Parks Canada say:- “The best thing we can do is make it easy, convenient and as cheap as possible and that will encourage people to use transit. We’re really hoping they understand it’s the guaranteed way to see those two lakes rather than trying to find a parking spot on a busy day.”

Parking at the lakes is not prohibited. You can still just risk driving to the access road to see if you will be permitted to drive up. This can be immensely frustrating if you can, and then wait on the road for a long time only to finally get to the car park only be turned away, as there is no queuing system if the car park is full.

This year Parks Canada have moved their park-and-ride lot to the Lake Louise ski hill and created better integration of Parks Canada shuttles with Roam transit.

Therefore the public transit options available are to take the Roam Transit from Banff or to park at the Park and Ride and take the Parks Canada shuttle. More details follow but the pros and cons of the two options are:

  • Roam Transit is a first come first served bus. This allows you to have more fluid plans, just turning up and hoping to get on. The downside is that you may experience long lines and you are not guaranteed a place either way (which might mean you getting stuck at Lake Louise if there is no capacity to return). However, to assist, in Banff, there is someone on duty at the High School Bus Transit point. If you get there early for the bus, and let the person on duty know what bus you are taking, they will tell you where to wait and try to ensure that people get on in a first come, first served manner.

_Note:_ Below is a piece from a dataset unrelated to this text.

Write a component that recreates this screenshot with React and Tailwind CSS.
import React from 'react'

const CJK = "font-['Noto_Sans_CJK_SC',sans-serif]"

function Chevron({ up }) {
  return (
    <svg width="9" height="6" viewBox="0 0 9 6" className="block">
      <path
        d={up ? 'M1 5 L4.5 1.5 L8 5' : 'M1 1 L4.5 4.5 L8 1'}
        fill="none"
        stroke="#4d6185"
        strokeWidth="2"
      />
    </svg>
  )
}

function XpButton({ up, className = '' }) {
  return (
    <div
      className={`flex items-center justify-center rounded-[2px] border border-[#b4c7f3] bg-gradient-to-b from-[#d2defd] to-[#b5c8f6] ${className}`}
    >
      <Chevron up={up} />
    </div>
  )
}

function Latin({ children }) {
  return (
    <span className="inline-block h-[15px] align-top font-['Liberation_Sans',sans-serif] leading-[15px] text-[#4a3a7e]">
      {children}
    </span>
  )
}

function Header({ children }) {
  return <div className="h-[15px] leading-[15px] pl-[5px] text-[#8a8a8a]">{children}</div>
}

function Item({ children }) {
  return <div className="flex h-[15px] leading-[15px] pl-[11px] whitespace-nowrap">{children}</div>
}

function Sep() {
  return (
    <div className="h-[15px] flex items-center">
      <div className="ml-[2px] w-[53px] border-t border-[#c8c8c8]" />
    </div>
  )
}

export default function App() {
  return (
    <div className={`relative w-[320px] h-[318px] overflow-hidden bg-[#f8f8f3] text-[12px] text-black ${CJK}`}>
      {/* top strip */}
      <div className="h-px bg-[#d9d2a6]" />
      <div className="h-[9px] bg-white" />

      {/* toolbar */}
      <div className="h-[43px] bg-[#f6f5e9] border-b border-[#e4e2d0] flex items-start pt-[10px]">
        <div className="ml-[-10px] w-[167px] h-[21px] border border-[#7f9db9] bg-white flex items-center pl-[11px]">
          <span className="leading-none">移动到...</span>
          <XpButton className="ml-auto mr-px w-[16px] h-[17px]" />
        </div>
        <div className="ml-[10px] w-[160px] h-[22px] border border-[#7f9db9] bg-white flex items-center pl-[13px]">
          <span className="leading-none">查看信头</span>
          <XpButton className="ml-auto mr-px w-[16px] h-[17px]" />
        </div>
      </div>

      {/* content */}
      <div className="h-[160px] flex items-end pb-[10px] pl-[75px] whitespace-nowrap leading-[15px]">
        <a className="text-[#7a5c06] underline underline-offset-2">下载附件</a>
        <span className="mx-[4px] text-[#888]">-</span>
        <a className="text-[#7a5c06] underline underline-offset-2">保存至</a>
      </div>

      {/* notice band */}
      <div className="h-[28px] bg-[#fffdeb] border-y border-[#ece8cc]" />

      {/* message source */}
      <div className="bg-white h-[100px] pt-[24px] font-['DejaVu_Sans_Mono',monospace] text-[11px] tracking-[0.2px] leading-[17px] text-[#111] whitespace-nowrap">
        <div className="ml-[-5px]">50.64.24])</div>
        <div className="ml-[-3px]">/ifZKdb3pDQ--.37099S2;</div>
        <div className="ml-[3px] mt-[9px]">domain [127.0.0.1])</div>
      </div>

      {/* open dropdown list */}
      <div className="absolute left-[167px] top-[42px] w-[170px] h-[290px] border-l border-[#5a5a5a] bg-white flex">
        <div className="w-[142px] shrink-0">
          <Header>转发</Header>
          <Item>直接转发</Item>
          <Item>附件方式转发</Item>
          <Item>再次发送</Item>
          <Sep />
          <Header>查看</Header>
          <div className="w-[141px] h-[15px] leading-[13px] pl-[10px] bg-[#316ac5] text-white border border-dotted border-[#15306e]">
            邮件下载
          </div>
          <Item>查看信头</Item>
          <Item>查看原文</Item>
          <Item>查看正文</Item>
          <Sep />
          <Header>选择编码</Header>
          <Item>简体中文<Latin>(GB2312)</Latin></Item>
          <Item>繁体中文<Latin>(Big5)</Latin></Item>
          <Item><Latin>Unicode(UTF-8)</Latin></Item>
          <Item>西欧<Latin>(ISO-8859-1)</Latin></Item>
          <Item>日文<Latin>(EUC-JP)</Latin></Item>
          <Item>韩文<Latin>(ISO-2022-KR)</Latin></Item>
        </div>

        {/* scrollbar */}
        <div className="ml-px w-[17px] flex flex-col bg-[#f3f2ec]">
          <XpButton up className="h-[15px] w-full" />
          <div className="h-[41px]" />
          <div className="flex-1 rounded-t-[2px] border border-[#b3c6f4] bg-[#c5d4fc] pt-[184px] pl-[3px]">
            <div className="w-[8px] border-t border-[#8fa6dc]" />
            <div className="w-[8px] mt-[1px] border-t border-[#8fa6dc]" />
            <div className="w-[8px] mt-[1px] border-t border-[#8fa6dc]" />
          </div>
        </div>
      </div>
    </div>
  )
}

    The details of the Banff Roam Transit fares and schedules is

  • Parks Canada Park and Ride parking is free and the shuttle is a paid for reserved ticket. Some tickets are being held and released 48 hours before the date, but with the surge in visitation expected this summer these are likely to be highly sought and therefore not enough to meet demand. The benefit is that you know you will be able to visit the Lakes. The downside is that you must be able to plan your day well as the tickets are for an hour long time slot on a given day. Please note that tickets must be reserved.

    Parks shuttle and links to the reservation service is at

Once at Lake Louise Lakeshore, you can connect between Lake Louise and Moraine Lake on a first come first serve basis, via the Lake Connector shuttle (if using the Roam Transit you would need to have the Super Pass ticket).

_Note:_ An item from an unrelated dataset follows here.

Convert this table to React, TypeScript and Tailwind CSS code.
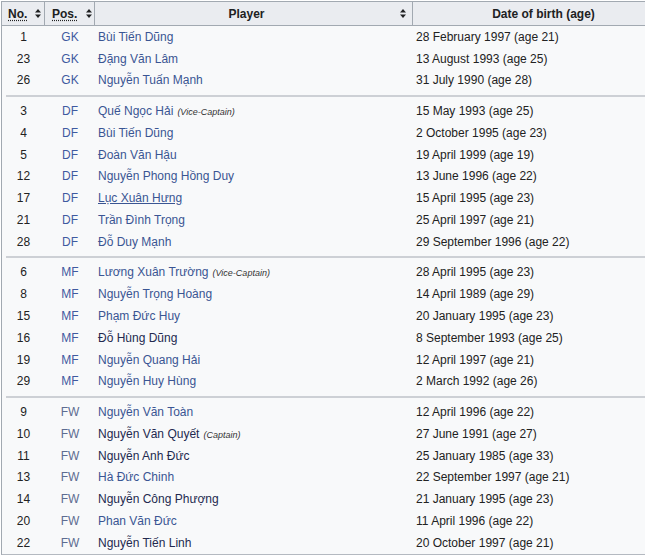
import React from "react";

type Player = {
  no: number;
  pos: string;
  name: string;
  note?: string;
  dob: string;
  visited?: boolean;
  hover?: boolean;
};

// squad grouped by position
const groups: Player[][] = [
  [
    { no: 1, pos: "GK", name: "Bùi Tiến Dũng", dob: "28 February 1997 (age 21)" },
    { no: 23, pos: "GK", name: "Đặng Văn Lâm", dob: "13 August 1993 (age 25)" },
    { no: 26, pos: "GK", name: "Nguyễn Tuấn Mạnh", dob: "31 July 1990 (age 28)" },
  ],
  [
    { no: 3, pos: "DF", name: "Quế Ngọc Hải", note: "(Vice-Captain)", dob: "15 May 1993 (age 25)" },
    { no: 4, pos: "DF", name: "Bùi Tiến Dũng", dob: "2 October 1995 (age 23)" },
    { no: 5, pos: "DF", name: "Đoàn Văn Hậu", dob: "19 April 1999 (age 19)" },
    { no: 12, pos: "DF", name: "Nguyễn Phong Hồng Duy", dob: "13 June 1996 (age 22)" },
    { no: 17, pos: "DF", name: "Lục Xuân Hưng", dob: "15 April 1995 (age 23)", hover: true },
    { no: 21, pos: "DF", name: "Trần Đình Trọng", dob: "25 April 1997 (age 21)" },
    { no: 28, pos: "DF", name: "Đỗ Duy Mạnh", dob: "29 September 1996 (age 22)" },
  ],
  [
    { no: 6, pos: "MF", name: "Lương Xuân Trường", note: "(Vice-Captain)", dob: "28 April 1995 (age 23)" },
    { no: 8, pos: "MF", name: "Nguyễn Trọng Hoàng", dob: "14 April 1989 (age 29)" },
    { no: 15, pos: "MF", name: "Phạm Đức Huy", dob: "20 January 1995 (age 23)" },
    { no: 16, pos: "MF", name: "Đỗ Hùng Dũng", dob: "8 September 1993 (age 25)", visited: true },
    { no: 19, pos: "MF", name: "Nguyễn Quang Hải", dob: "12 April 1997 (age 21)" },
    { no: 29, pos: "MF", name: "Nguyễn Huy Hùng", dob: "2 March 1992 (age 26)" },
  ],
  [
    { no: 9, pos: "FW", name: "Nguyễn Văn Toàn", dob: "12 April 1996 (age 22)" },
    { no: 10, pos: "FW", name: "Nguyễn Văn Quyết", note: "(Captain)", dob: "27 June 1991 (age 27)", visited: true },
    { no: 11, pos: "FW", name: "Nguyễn Anh Đức", dob: "25 January 1985 (age 33)", visited: true },
    { no: 13, pos: "FW", name: "Hà Đức Chinh", dob: "22 September 1997 (age 21)" },
    { no: 14, pos: "FW", name: "Nguyễn Công Phượng", dob: "21 January 1995 (age 23)", visited: true },
    { no: 20, pos: "FW", name: "Phan Văn Đức", dob: "11 April 1996 (age 22)" },
    { no: 22, pos: "FW", name: "Nguyễn Tiến Linh", dob: "20 October 1997 (age 21)", visited: true },
  ],
];

function SortIcon() {
  return (
    <svg width="6" height="9" viewBox="0 0 6 9" className="shrink-0">
      <path d="M3 0L6 3.6H0Z" fill="#202122" />
      <path d="M3 9L0 5.4H6Z" fill="#202122" />
    </svg>
  );
}

function Row({ p }: { p: Player }) {
  return (
    <div className="grid grid-cols-[43px_50px_318px_1fr] h-[21.8px] items-center whitespace-nowrap">
      <div className="text-center text-[#222]">{p.no}</div>
      <div className={"text-center " + (p.pos === "FW" ? "text-[#5d6c91]" : "text-[#3f5aa0]")}>{p.pos}</div>
      <div className="pl-[3px]">
        <span className={(p.visited ? "text-[#23294f]" : "text-[#3a5593]") + (p.hover ? " underline" : "")}>
          {p.name}
        </span>
        {p.note && <i className="ml-[4px] text-[9px] text-[#333]">{p.note}</i>}
      </div>
      <div className="pl-[3px] text-[#222]">{p.dob}</div>
    </div>
  );
}

export default function App() {
  return (
    <div className="w-[645px] h-[555px] overflow-hidden bg-white pt-px pl-px font-['Liberation_Sans',Arial,sans-serif] text-[12px]">
      {/* table */}
      <div className="w-[674px] border border-[#a2a9b1] border-b-2 border-b-[#b4b9c0] bg-[#f8f9fa]">
        {/* header */}
        <div className="grid grid-cols-[43px_50px_318px_1fr] h-[24px] bg-[#eaecf0] border-b border-[#a2a9b1] font-bold text-[#202122]">
          <div className="flex items-center pl-[6px] gap-[8px] border-r border-[#a2a9b1]">
            <span className="underline decoration-dotted underline-offset-2">No.</span>
            <SortIcon />
          </div>
          <div className="flex items-center pl-[7px] gap-[9px] border-r border-[#a2a9b1]">
            <span className="underline decoration-dotted underline-offset-2">Pos.</span>
            <SortIcon />
          </div>
          <div className="relative flex items-center justify-center pr-[14px] border-r border-[#a2a9b1]">
            <span>Player</span>
            <div className="absolute right-[6px] top-[7px]">
              <SortIcon />
            </div>
          </div>
          <div className="flex items-center justify-center">Date of birth (age)</div>
        </div>

        {/* body */}
        {groups.map((g, i) => (
          <div key={i}>
            {i > 0 && (
              <div className="h-[8.8px] flex items-center pl-[4px]">
                <div className="h-[2px] w-full bg-[#cdd0d5]" />
              </div>
            )}
            {g.map((p) => (
              <Row key={p.no} p={p} />
            ))}
          </div>
        ))}
      </div>
    </div>
  );
}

BanffNow provides up to date real time information to visitors including availability of parking, major traffic events, suggestions on places to visit and more. Plan ahead, stay informed and get the most out of your trip to Banff National Park.

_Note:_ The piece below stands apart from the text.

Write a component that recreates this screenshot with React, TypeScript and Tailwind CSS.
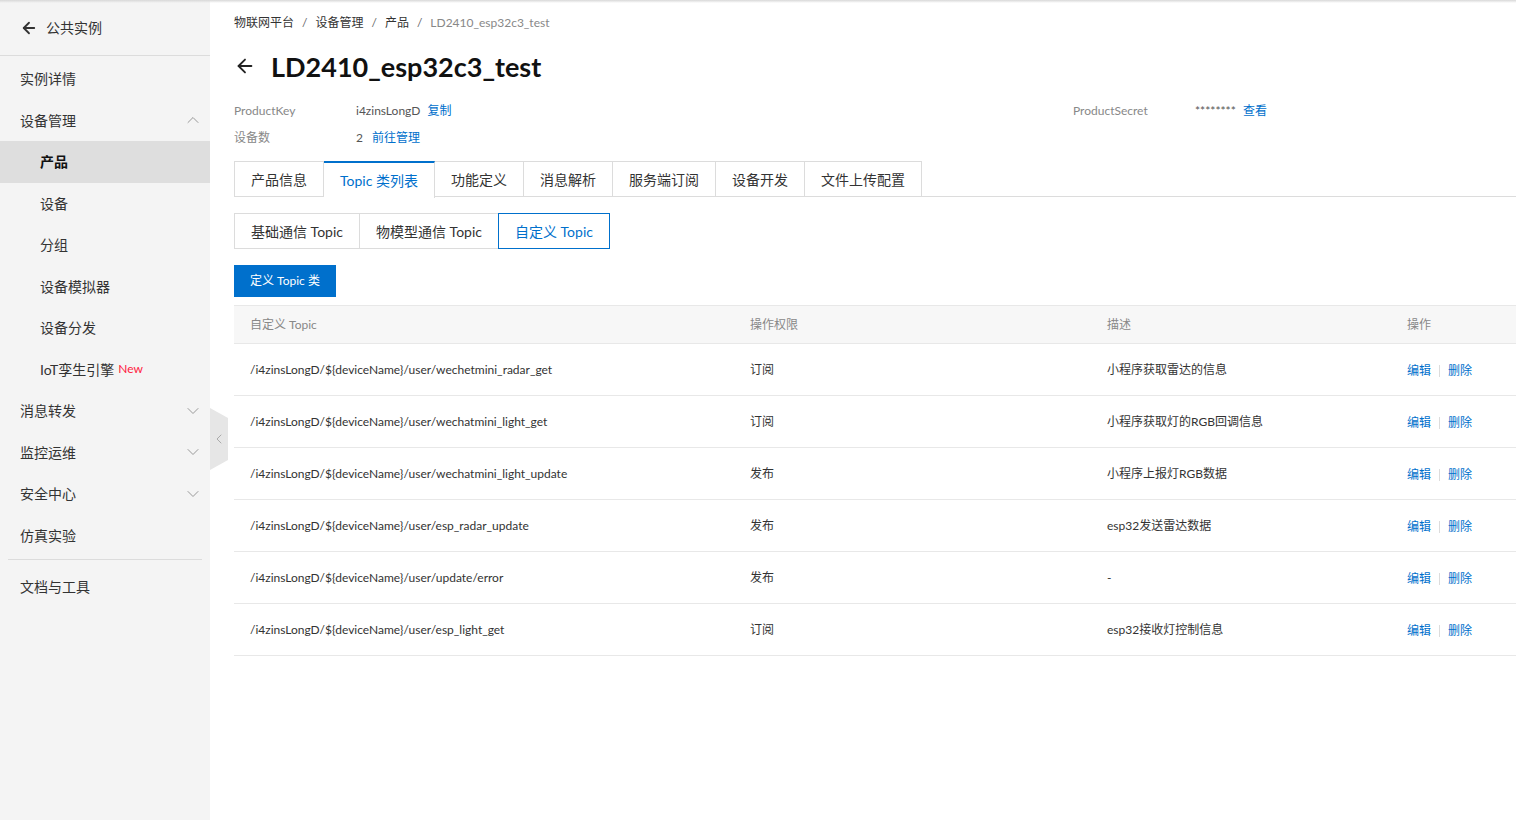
import { ArrowLeft, ChevronUp, ChevronDown, ChevronLeft } from "lucide-react";

const font = { fontFamily: 'Lato, "Noto Sans CJK SC", sans-serif' };

type NavItem = { label: string; sub?: boolean; active?: boolean; chevron?: "up" | "down"; isNew?: boolean };

const nav: NavItem[] = [
  { label: "实例详情" },
  { label: "设备管理", chevron: "up" },
  { label: "产品", sub: true, active: true },
  { label: "设备", sub: true },
  { label: "分组", sub: true },
  { label: "设备模拟器", sub: true },
  { label: "设备分发", sub: true },
  { label: "IoT孪生引擎", sub: true, isNew: true },
  { label: "消息转发", chevron: "down" },
  { label: "监控运维", chevron: "down" },
  { label: "安全中心", chevron: "down" },
  { label: "仿真实验" },
];

const tabs = ["产品信息", "Topic 类列表", "功能定义", "消息解析", "服务端订阅", "设备开发", "文件上传配置"];
const subTabs = ["基础通信 Topic", "物模型通信 Topic", "自定义 Topic"];

const rows = [
  ["/i4zinsLongD/${deviceName}/user/wechetmini_radar_get", "订阅", "小程序获取雷达的信息"],
  ["/i4zinsLongD/${deviceName}/user/wechatmini_light_get", "订阅", "小程序获取灯的RGB回调信息"],
  ["/i4zinsLongD/${deviceName}/user/wechatmini_light_update", "发布", "小程序上报灯RGB数据"],
  ["/i4zinsLongD/${deviceName}/user/esp_radar_update", "发布", "esp32发送雷达数据"],
  ["/i4zinsLongD/${deviceName}/user/update/error", "发布", "-"],
  ["/i4zinsLongD/${deviceName}/user/esp_light_get", "订阅", "esp32接收灯控制信息"],
];

function Sidebar() {
  return (
    <aside className="w-[210px] shrink-0 bg-[#f4f4f4] h-[820px] relative">
      <div className="h-[56px] flex items-center pl-[20px] gap-[8px] border-b border-[#dcdcdc] text-[14px] text-[#333]">
        <ArrowLeft size={18} strokeWidth={2.4} />
        <span>公共实例</span>
      </div>
      <div className="pt-[2px]">
        {nav.map((n) => (
          <div
            key={n.label}
            className={`h-[41.5px] flex items-center justify-between pr-[7px] text-[14px] ${
              n.sub ? "pl-[40px]" : "pl-[20px]"
            } ${n.active ? "bg-[#dedede] font-bold text-[#111]" : "text-[#333]"}`}
          >
            <span className="flex items-center gap-[4px]">
              {n.label}
              {n.isNew && <span className="text-[12px] text-[#ff2040]">New</span>}
            </span>
            {n.chevron === "up" && <ChevronUp size={20} strokeWidth={1.2} className="text-[#999]" />}
            {n.chevron === "down" && <ChevronDown size={20} strokeWidth={1.2} className="text-[#999]" />}
          </div>
        ))}
      </div>
      <div className="mx-[8px] mt-[3px] border-t border-[#dcdcdc]" />
      <div className="h-[52px] flex items-center pl-[20px] text-[14px] text-[#333]">文档与工具</div>
      <div className="absolute left-[210px] top-[408px] w-[18px] h-[62px]">
        <svg width="18" height="62" className="absolute inset-0">
          <polygon points="0,0 18,10 18,52 0,62" fill="#e6e6e6" />
        </svg>
        <ChevronLeft size={16} strokeWidth={1.5} className="absolute left-[1px] top-[23px] text-[#aaa]" />
      </div>
    </aside>
  );
}

export default function App() {
  return (
    <div className="w-[1516px] h-[820px] flex bg-white overflow-hidden relative" style={font}>
      <div className="absolute top-0 left-0 right-0 h-[3px] bg-gradient-to-b from-[#d8d8d8] to-transparent z-10" />
      <Sidebar />
      <main className="flex-1 pl-[24px] pt-[15px]">
        <div className="flex items-center gap-[8px] text-[12px] text-[#333] h-[16px]">
          <span>物联网平台</span>
          <span className="text-[#666]">/</span>
          <span>设备管理</span>
          <span className="text-[#666]">/</span>
          <span>产品</span>
          <span className="text-[#666]">/</span>
          <span className="text-[#888]">LD2410_esp32c3_test</span>
        </div>
        <div className="flex items-center gap-[15px] mt-[18px] h-[34px]">
          <ArrowLeft size={22} strokeWidth={2} className="text-[#222]" />
          <h1 className="text-[27px] font-bold text-[#111] leading-none">LD2410_esp32c3_test</h1>
        </div>
        <div className="mt-[14px] text-[12px]">
          <div className="flex h-[27px] items-center">
            <span className="w-[122px] text-[#888]">ProductKey</span>
            <span className="w-[717px] text-[#555]">
              i4zinsLongD <span className="ml-[4px] text-[#0070cc]">复制</span>
            </span>
            <span className="w-[122px] text-[#888]">ProductSecret</span>
            <span className="text-[#555]">
              ******** <span className="ml-[4px] text-[#0070cc]">查看</span>
            </span>
          </div>
          <div className="flex h-[27px] items-center">
            <span className="w-[122px] text-[#888]">设备数</span>
            <span className="text-[#555]">
              2 <span className="ml-[6px] text-[#0070cc]">前往管理</span>
            </span>
          </div>
        </div>
        <div className="mt-[10px] flex border-b border-[#dcdcdc] h-[36px]">
          {tabs.map((t, i) => (
            <div
              key={t}
              className={`px-[16px] flex items-center text-[14px] border-[#dcdcdc] border-r ${
                i === 0 ? "border-l" : ""
              } ${
                i === 1
                  ? "text-[#0070cc] border-t-2 border-t-[#0070cc] bg-white h-[37px] -mb-px"
                  : "text-[#333] border-t"
              }`}
            >
              {t}
            </div>
          ))}
        </div>
        <div className="mt-[16px] flex h-[36px]">
          {subTabs.map((t, i) => (
            <div
              key={t}
              className={`px-[16px] flex items-center text-[14px] border ${
                i === 2 ? "border-[#0070cc] text-[#0070cc]" : "border-[#dcdcdc] text-[#333]"
              } ${i === 1 ? "border-l-0 border-r-0" : ""}`}
            >
              {t}
            </div>
          ))}
        </div>
        <button className="mt-[16px] h-[32px] px-[16px] bg-[#0070cc] text-white text-[12px]">定义 Topic 类</button>
        <div className="mt-[8px] text-[12px]">
          <div className="grid grid-cols-[500px_357px_300px_1fr] h-[39px] items-center bg-[#f7f7f7] border-t border-b border-[#e8e8e8] text-[#888]">
            <span className="pl-[16px]">自定义 Topic</span>
            <span className="pl-[16px]">操作权限</span>
            <span className="pl-[16px]">描述</span>
            <span className="pl-[16px]">操作</span>
          </div>
          {rows.map((r) => (
            <div
              key={r[0]}
              className="grid grid-cols-[500px_357px_300px_1fr] h-[52px] items-center border-b border-[#e8e8e8] text-[#333]"
            >
              <span className="pl-[16px]">{r[0]}</span>
              <span className="pl-[16px]">{r[1]}</span>
              <span className="pl-[16px]">{r[2]}</span>
              <span className="pl-[16px] pt-[3px] flex items-center text-[#0070cc]">
                编辑
                <span className="mx-[8px] w-px h-[12px] bg-[#dcdcdc]" />
                删除
              </span>
            </div>
          ))}
        </div>
      </main>
    </div>
  );
}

There are a number of private transit options (though these tend to be more expensive):

  • Hop On Banff
    The Hop on Banff Grizzly Route runs 3x daily from Banff starting at 7:45 a.m. through the summer. Stops include Banff, Johnson Canyon, Lake Louise Gondola, Lake Louise Village, Lake Louise and Moraine Lake. The service gives a day ticket that allows you to Hop on and Hop off as you please.
  • Discover Banff Tours
    The Discover Lake Louise and Moraine Lake Tour by Discover Banff Tours departs Banff twice daily at 8 a.m. and 1 p.m. May – October, 2022.
  • Pursuit
    The Mountains Lakes & Waterfalls tour by Pursuit Collection departs daily from Banff starting at 8:30 a.m. The tour includes Moraine Lake, Lake Louise, Emerald Lake and Takakkaw Falls.
  • Mountain Park Transportation
    The Canadian Rockies Mountain Lake Tour by Mountain Park Transportation includes pick-up from Banff and Lake Louise hotels and visits Lake Louise, Hector Lake, Crowfoot glacier lookout and Bow Lake.

Below is a range of information on getting around the rest of the area with places to visit and transit options.

  • Johnston Canyon - Route 9
    Carved steeply into the limestone bedrock by thousands of years of water erosion, the dramatic Johnston Canyon is a breathtaking natural attraction in Banff National Park. Overhanging canyon walls, waterfalls, the deep pools of Johnston Creek, and lush forest are sure to leave a memorable impression. Johnston Canyon is one of the most popular destinations in Banff National Park.
    By using Roam direct to the canyon from Banff, you can avoid the stress associated with parking. The route departs the downtown Banff High School Transit Hub. From here the bus travels directly to Johnston Canyon via Highway 1 and Castle Junction. The first departure time from downtown Banff is 9AM. The last departure from downtown Banff is at 6:25PM. The service runs 7 days a week during the summer months when in service.
  • Lake Minnewanka - Route 6
    Lake Minnewanka is a large glacial lake five kilometres (three miles) from the town of Banff. The lake is 21 kilometres long. It is a hot spot in the summer months.
    Johnson Lake, while beautiful, is not as well known as the other famous lakes in Banff and therefore is much quieter than other lakes. Few visitors venture to it even though it’s right next to Lake Minnewanka and Two Jack Lake. It’s known as a local’s lake and the one place locals can head to right from town and soak in the sun and go for a leisurely dip or walk.
    Route 6 provides service to Johnson Lake as well as Lake Minnewanka. The service leaves downtown Banff every 35 minutes and takes approximately 25 minutes to reach the lake. The service operates 7 days a week and the first bus departs at 8AM each morning.
  • Other local routes are:
    • Roam Route 1: Sulphur Mountain
    • Roam Route 2: Tunnel Mountain
    • Roam Route 4: Cave and Basin

  • Open Top Tours Provide vintage-inspired automobiles which have the look and feel of the 1930s—including a fully-open, glass- or canvas-top roof and a guide in period costume.

E-bikes are an excellent way to get around but supply is limited (compared to demand) and we highly recommend that you consider this option as it gives you the freedom to come and go at will, without lining up for buses. If you do opt for renting an e-bike then you should plan ahead and book online.